Nor is this just some random, obscure hadith. Dr. Salem Abdul Galil — previously deputy minister of Egypt’s religious endowments for preaching — affirmed its canonicity in 2017 during a live televised Arabic-language program. Among other biblical women (Moses’s sister and Pharaoh’s wife), “our prophet Muhammad … will be married to Mary in paradise,” Galil enthusiastically proclaimed.
If few Christians today know about this Islamic claim, medieval Christians living in Muslim-occupied nations were certainly aware of it. There, spiteful Muslims regularly threw it in the face of Catholic and Orthodox Christians who venerated Mary as the “Eternal Virgin.” Thus, Eulogius of Cordoba, an indigenous Christian of Spain under Islamic rule, once wrote, “I will not repeat the sacrilege which that impure dog [Muhammad] dared proffer about the Blessed Virgin, Queen of the World, holy mother of our venerable Lord and Savior. He claimed that in the next world he would deflower her.”
As usual, it was Eulogius’s offensive words about Muhammad — and not the latter’s obscene words about Mary — that had dire consequences: Eulogius, along with many other Spanish Christians vociferously critical of Muhammad, were found guilty of “blasphemy” and publicly tortured and executed in “Golden Age” Cordoba in 859 AD.
More Like an Evil Stepsister
This is the main problem the purveyors of “Abrahamism” — the idea that Judaism, Christianity, and Islam are “sister” religions — fail to acknowledge: Islam does not treat biblical characters the way Christianity does.
Christians accept the text of the Hebrew Bible, or Old Testament, as it is. They do not add to, take away from, or distort the accounts of the patriarchs that Jews also accept as sacred.
Conversely, while also relying on the figures of the Old and New Testaments — for the weight of antiquity and authority attached to their names — Islam completely recasts them with different attributes that reaffirm Muhammad’s religion as the one true and final “revelation,” as opposed to Judaism and Christianity, whose original biblical accounts on these figures are then seen as “distorted” because they are different from Islam’s later revisions.
Jesus is a perfect example. While Muslims are fond of saying that they revere Him as a sinless prophet and miracle worker born of a virgin — all clear commonalities between Muslims and Christians — lesser known is that the Koran rejects, and Muslims do not accept, the most important points about Jesus. They reject that He was the Son of God, that He was crucified and killed for the sins of mankind, and that He was resurrected. In fact, those who insist that Christ is the Son of God — namely, Christians — are accursed and deserve nothing but relentless jihad (e.g., Koran 5:72-73 and 9:29-9:30).
Far from creating “commonalities,” it should be clear that such appropriation creates conflict.
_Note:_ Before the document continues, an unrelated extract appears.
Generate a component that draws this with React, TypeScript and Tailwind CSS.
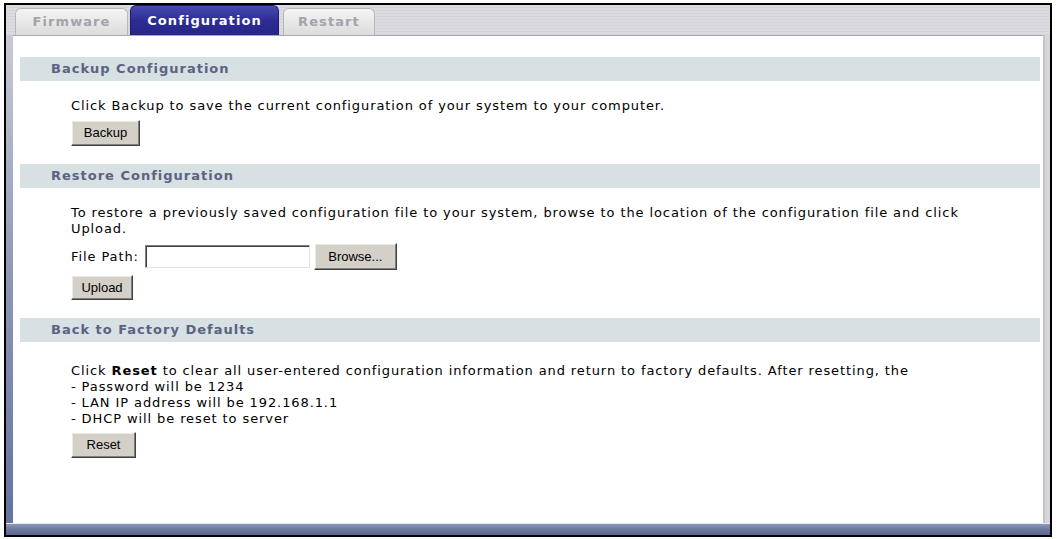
const bodyFont = { fontFamily: '"DejaVu Sans", Verdana, sans-serif' };
const btnFont = { fontFamily: '"Liberation Sans", Arial, sans-serif' };

function ClassicButton({ label, className = "" }: { label: string; className?: string }) {
  return (
    <button
      type="button"
      style={btnFont}
      className={`bg-[#d4d0c8] text-[13px] tracking-normal text-black border border-t-white border-l-white border-b-[#404040] border-r-[#404040] shadow-[inset_-1px_-1px_0_#808080,inset_1px_1px_0_#ece9e4] flex items-center justify-center ${className}`}
    >
      {label}
    </button>
  );
}

function SectionBar({ title }: { title: string }) {
  return (
    <div className="h-[24px] bg-[#d7e0e2] flex items-center pl-[31px]">
      <span className="text-[13px] tracking-[1px] font-bold text-[#5b6282]" style={bodyFont}>
        {title}
      </span>
    </div>
  );
}

function Tab({ label, active, className = "" }: { label: string; active?: boolean; className?: string }) {
  return (
    <div
      style={bodyFont}
      className={`flex items-center justify-center rounded-t-[6px] text-[13px] font-bold tracking-[1.1px] ${
        active
          ? "bg-gradient-to-b from-[#4a4ab0] via-[#2c2c95] to-[#262688] text-white border border-[#1e1e70] border-b-0"
          : "bg-gradient-to-b from-[#f4f4f4] to-[#dcdcdc] text-[#a3a3ab] border border-[#b8b8bc] border-b-0"
      } ${className}`}
    >
      {label}
    </div>
  );
}

export default function App() {
  return (
    <div className="pt-[3px] pl-[4px] bg-white w-[1059px] h-[539px]">
      <div className="w-[1048px] h-[534px] border-2 border-black flex flex-col bg-[repeating-linear-gradient(to_bottom,#dcdbe0_0px,#dcdbe0_2px,#d4d3d9_2px,#d4d3d9_3px)]">
        {/* tab strip */}
        <div className="h-[30px] flex items-end pl-[9px] shrink-0">
          <Tab label="Firmware" className="w-[113px] h-[27px]" />
          <Tab label="Configuration" active className="w-[149px] h-[30px] ml-[2px]" />
          <Tab label="Restart" className="w-[92px] h-[27px] ml-[4px]" />
        </div>

        <div className="flex-1 flex min-h-0">
          <div className="w-[7px] bg-gradient-to-b from-[#c9cad2] via-[#8e97b4] to-[#6473a0]" />
          <div className="flex-1 bg-white border-t border-[#a9a9b0] pt-[21px] pl-[7px] pr-[3px]" style={bodyFont}>
            <SectionBar title="Backup Configuration" />
            <div className="pl-[51px] pt-[17px] pb-[18px] text-[13px] tracking-[0.9px] leading-[16px] text-black">
              <div>Click Backup to save the current configuration of your system to your computer.</div>
              <ClassicButton label="Backup" className="w-[69px] h-[26px] mt-[6px]" />
            </div>

            <SectionBar title="Restore Configuration" />
            <div className="pl-[51px] pt-[17px] pb-[18px] text-[13px] tracking-[0.9px] leading-[16px] text-black">
              <div className="whitespace-nowrap">
                To restore a previously saved configuration file to your system, browse to the location of the configuration file and click
                <br />
                Upload.
              </div>
              <div className="flex items-center mt-[6px]">
                <span>File Path:</span>
                <input
                  type="text"
                  className="ml-[6px] w-[165px] h-[23px] bg-white border border-t-[#808080] border-l-[#808080] border-b-[#e4e2dc] border-r-[#e4e2dc] shadow-[inset_1px_1px_0_#404040] outline-none"
                />
                <ClassicButton label="Browse..." className="w-[83px] h-[27px] ml-[4px]" />
              </div>
              <ClassicButton label="Upload" className="w-[62px] h-[25px] mt-[5px]" />
            </div>

            <SectionBar title="Back to Factory Defaults" />
            <div className="pl-[51px] pt-[21px] text-[13px] tracking-[0.9px] leading-[16px] text-black">
              <div>
                Click <b>Reset</b> to clear all user-entered configuration information and return to factory defaults. After resetting, the
              </div>
              <div>- Password will be 1234</div>
              <div>- LAN IP address will be 192.168.1.1</div>
              <div>- DHCP will be reset to server</div>
              <ClassicButton label="Reset" className="w-[65px] h-[26px] mt-[5px]" />
            </div>
          </div>
          <div className="w-[7px] bg-[#d6d6da] border-l-2 border-[#c4c4c9]" />
        </div>

        <div className="h-[12px] shrink-0 bg-gradient-to-b from-[#8d98b6] via-[#6a789f] to-[#5a6890] border-t border-[#e6e8ee]" />
      </div>
    </div>
  );
}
By way of analogy, imagine that you have a grandfather whom you are particularly fond of and, out of the blue, a stranger who never even met your grandfather says: “Hey, that’s my grandfather!” Then — lest you think this stranger is somehow trying to ingratiate himself to you — he adds, “And everything you think grandpa said and did is wrong! Only I have his true life story.”
Would that create — or rather burn — “bridges” between you and that insolent stranger?